┏━━

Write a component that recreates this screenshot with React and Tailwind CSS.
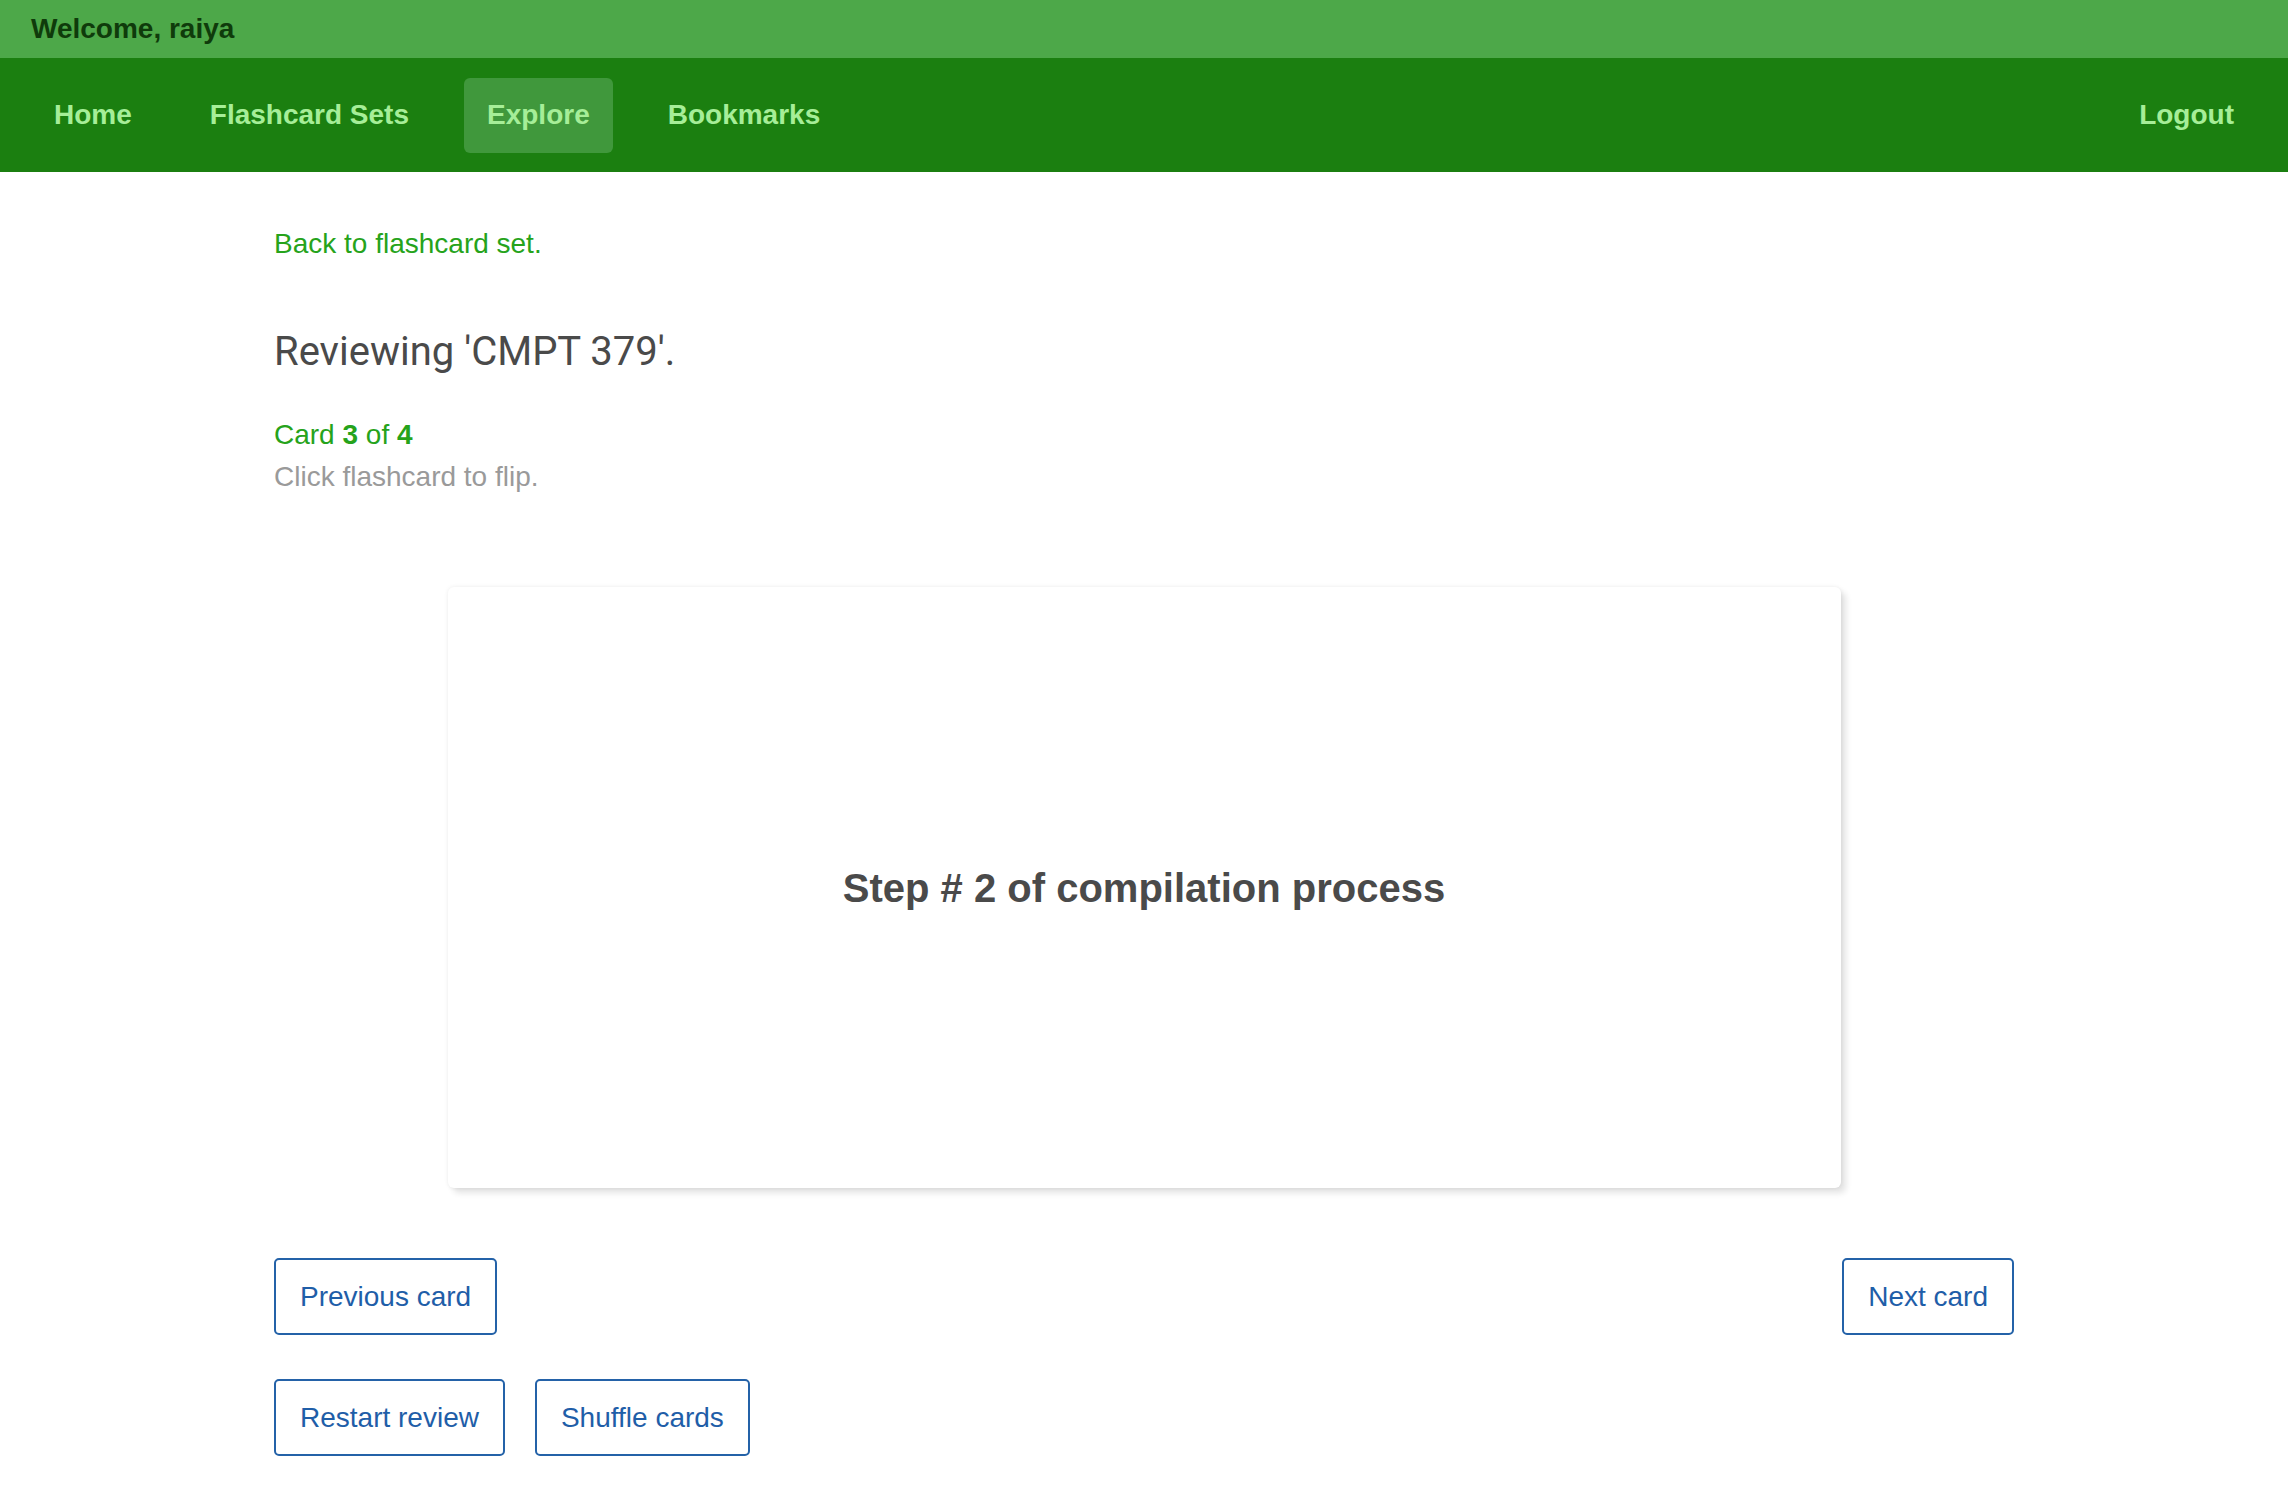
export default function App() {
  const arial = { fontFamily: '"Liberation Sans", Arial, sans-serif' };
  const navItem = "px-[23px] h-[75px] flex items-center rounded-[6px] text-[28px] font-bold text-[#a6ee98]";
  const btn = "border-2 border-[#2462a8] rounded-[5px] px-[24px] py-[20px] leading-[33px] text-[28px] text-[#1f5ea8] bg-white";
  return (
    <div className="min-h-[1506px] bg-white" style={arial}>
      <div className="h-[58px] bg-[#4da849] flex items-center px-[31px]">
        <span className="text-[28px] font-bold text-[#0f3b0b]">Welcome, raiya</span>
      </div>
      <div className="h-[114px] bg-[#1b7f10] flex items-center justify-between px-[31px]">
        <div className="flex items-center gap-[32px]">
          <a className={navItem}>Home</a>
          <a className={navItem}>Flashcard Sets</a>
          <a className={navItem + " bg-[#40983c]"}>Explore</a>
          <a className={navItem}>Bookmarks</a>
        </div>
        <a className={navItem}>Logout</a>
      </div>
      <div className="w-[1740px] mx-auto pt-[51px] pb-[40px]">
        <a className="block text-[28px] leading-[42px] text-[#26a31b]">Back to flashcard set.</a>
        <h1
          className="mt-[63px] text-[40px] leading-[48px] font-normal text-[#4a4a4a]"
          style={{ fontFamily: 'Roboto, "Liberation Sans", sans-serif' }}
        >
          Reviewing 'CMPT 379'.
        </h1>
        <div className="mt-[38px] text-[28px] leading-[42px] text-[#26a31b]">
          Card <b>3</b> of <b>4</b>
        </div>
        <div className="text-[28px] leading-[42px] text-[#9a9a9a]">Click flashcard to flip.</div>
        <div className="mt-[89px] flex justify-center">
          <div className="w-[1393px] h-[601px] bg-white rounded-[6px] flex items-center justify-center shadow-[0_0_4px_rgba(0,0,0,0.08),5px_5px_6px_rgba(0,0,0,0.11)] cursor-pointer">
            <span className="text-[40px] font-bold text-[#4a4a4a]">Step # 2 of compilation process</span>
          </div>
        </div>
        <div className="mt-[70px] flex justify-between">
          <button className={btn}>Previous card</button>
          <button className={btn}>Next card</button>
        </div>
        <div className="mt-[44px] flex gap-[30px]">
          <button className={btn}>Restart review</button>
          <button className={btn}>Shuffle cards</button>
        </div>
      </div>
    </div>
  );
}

┗━━

Reproduce all of the material exactly, apart from the pictures.

Write a component that recreates this screenshot with React and Tailwind CSS.
export default function App() {
  const arial = { fontFamily: '"Liberation Sans", Arial, sans-serif' };
  const navItem = "px-[23px] h-[75px] flex items-center rounded-[6px] text-[28px] font-bold text-[#a6ee98]";
  const btn = "border-2 border-[#2462a8] rounded-[5px] px-[24px] py-[20px] leading-[33px] text-[28px] text-[#1f5ea8] bg-white";
  return (
    <div className="min-h-[1506px] bg-white" style={arial}>
      <div className="h-[58px] bg-[#4da849] flex items-center px-[31px]">
        <span className="text-[28px] font-bold text-[#0f3b0b]">Welcome, raiya</span>
      </div>
      <div className="h-[114px] bg-[#1b7f10] flex items-center justify-between px-[31px]">
        <div className="flex items-center gap-[32px]">
          <a className={navItem}>Home</a>
          <a className={navItem}>Flashcard Sets</a>
          <a className={navItem + " bg-[#40983c]"}>Explore</a>
          <a className={navItem}>Bookmarks</a>
        </div>
        <a className={navItem}>Logout</a>
      </div>
      <div className="w-[1740px] mx-auto pt-[51px] pb-[40px]">
        <a className="block text-[28px] leading-[42px] text-[#26a31b]">Back to flashcard set.</a>
        <h1
          className="mt-[63px] text-[40px] leading-[48px] font-normal text-[#4a4a4a]"
          style={{ fontFamily: 'Roboto, "Liberation Sans", sans-serif' }}
        >
          Reviewing 'CMPT 379'.
        </h1>
        <div className="mt-[38px] text-[28px] leading-[42px] text-[#26a31b]">
          Card <b>3</b> of <b>4</b>
        </div>
        <div className="text-[28px] leading-[42px] text-[#9a9a9a]">Click flashcard to flip.</div>
        <div className="mt-[89px] flex justify-center">
          <div className="w-[1393px] h-[601px] bg-white rounded-[6px] flex items-center justify-center shadow-[0_0_4px_rgba(0,0,0,0.08),5px_5px_6px_rgba(0,0,0,0.11)] cursor-pointer">
            <span className="text-[40px] font-bold text-[#4a4a4a]">Step # 2 of compilation process</span>
          </div>
        </div>
        <div className="mt-[70px] flex justify-between">
          <button className={btn}>Previous card</button>
          <button className={btn}>Next card</button>
        </div>
        <div className="mt-[44px] flex gap-[30px]">
          <button className={btn}>Restart review</button>
          <button className={btn}>Shuffle cards</button>
        </div>
      </div>
    </div>
  );
}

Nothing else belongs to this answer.